Today, the Curb Market sells fresh produce, just-caught seafood, and meat galore.  I’m talking about any cut of meat imaginable… and many you might not want to imagine. Need turkey necks?  Chitlins?  Tripe?  They boast about selling “every part of the pig but the oink.”  But you’ll also find a few restaurants: soul food, a deli, Caribbean fare, etc.  And Grindhouse Killer Burgers.

A lunch counter featuring 18 stools and obscure B-movies projected on the subway tile wall, Grindhouse has a distinctly unique theme.

“Grindhouse” films from the ’60s, ’70s, and early ’80s favored graphic gore, violence, and sex over traditional artistic merit.   Here, it makes for an odd juxtaposition: serving greasy ground-up beef just feet away from a glass case full of cow feet and whole pigs hanging on hooks.

Despite the blood-spattered logo, Grindhouse doesn’t show true grindhouse titles.  (No one wants to watch “Cannibal Holocaust” while they down a double cheeseburger.) But the schlocky kung-fu flicks and campy cult classics lend a real retro vibe.  One local writer claimed that “Grindhouse makes you feel cooler just for having eaten there.”

You can custom-build your burger from 5 different cheeses, 4 veggies, 6 kinds of sauce, and extra toppings like beef chili, cole slaw, and avocado slices.  Or pick a pre-styled burg: there’s the Euro (sauteed mushrooms, Swiss, mayo, mustard), the Yankee (shredded lettuce, grilled onions, bacon, bleu cheese spread), the Cowboy (bacon, Vidalia onions, cheddar, BBQ sauce) or the Apache (roasted green chiles, grilled onions, pepperjack).

The buzz says the Apache is perhaps the best of the bunch.  I was intrigued, especially after writing about New Mexico’s statewide love affair with the green chile cheeseburger.   But I needed to establish a baseline, so I ordered the flagship Grindhouse double.  It comes standard with Angus beef, lettuce, grilled onions, pickles, American cheese, and “Grindhouse sauce.”

That’s my buddy’s Veggie Grindhouse.  He raved about the bean-and-quinoa blend, praising its texture over most veggie burgs, which he described as monotonous and mushy.

Mine (above) was extremely good.  The grilled onions were a nice touch to a perfectly-greasy, nicely-proportioned burger with a good bun.  Perhaps not earth-shakingly historic in a manner befitting Dr.
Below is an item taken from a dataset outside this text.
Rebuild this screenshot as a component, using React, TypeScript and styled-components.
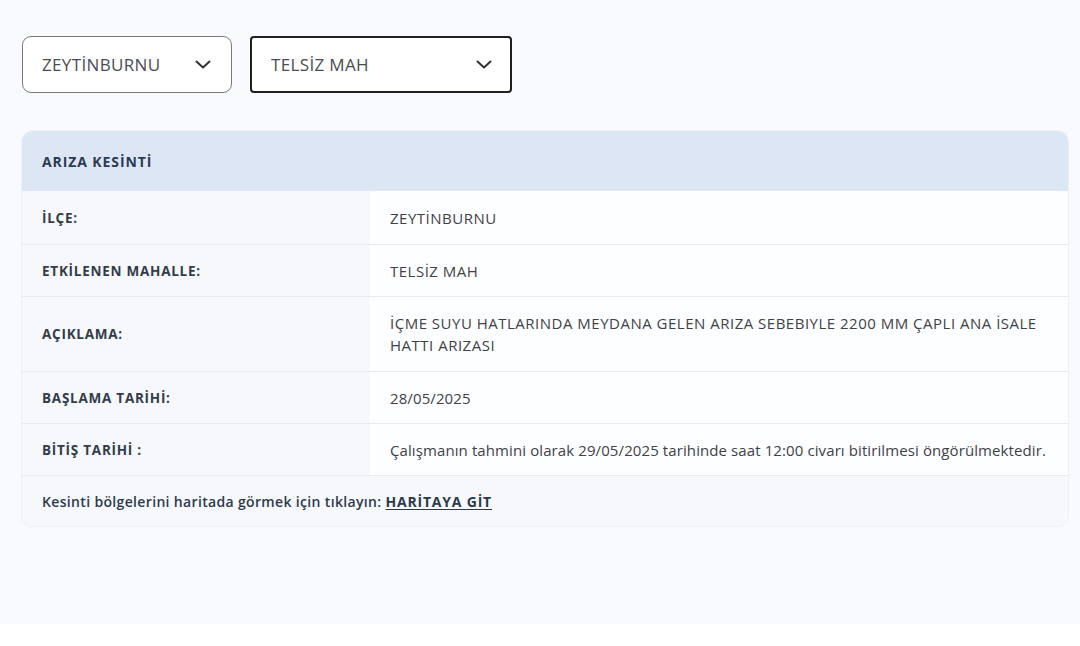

King’s neighborhood, but that may simply be a byproduct of the unmeetable hype that’s been heaped upon Grindhouse by local foodies.  It is an excellent $7 burger, though, evidenced by the line of folks waiting on a random Wednesday afternoon.

My final verdict?  Maybe the grindhouse theme is perfectly apropos.  I was excited going in, ready for sensory overload.  It was messy, sloppy, and immensely enjoyable as it was happening.  Afterward, I’d decided it could have been more this or less that.  (Damn those pickles.  I tried to cancel them, but they came anyway and tainted everything with their stupid pickle juice.) I then even wondered what all the fuss was about, the way you might feel as the credits roll after a guilty-pleasure B-movie that pissed away eight bucks and two hours of your life.

But now, a week later, I can’t get it out of my head, and I want the sequel: that Apache. A burger joint I can’t wait to go back to?  Maybe there’s another legacy being born in Sweet Auburn after all.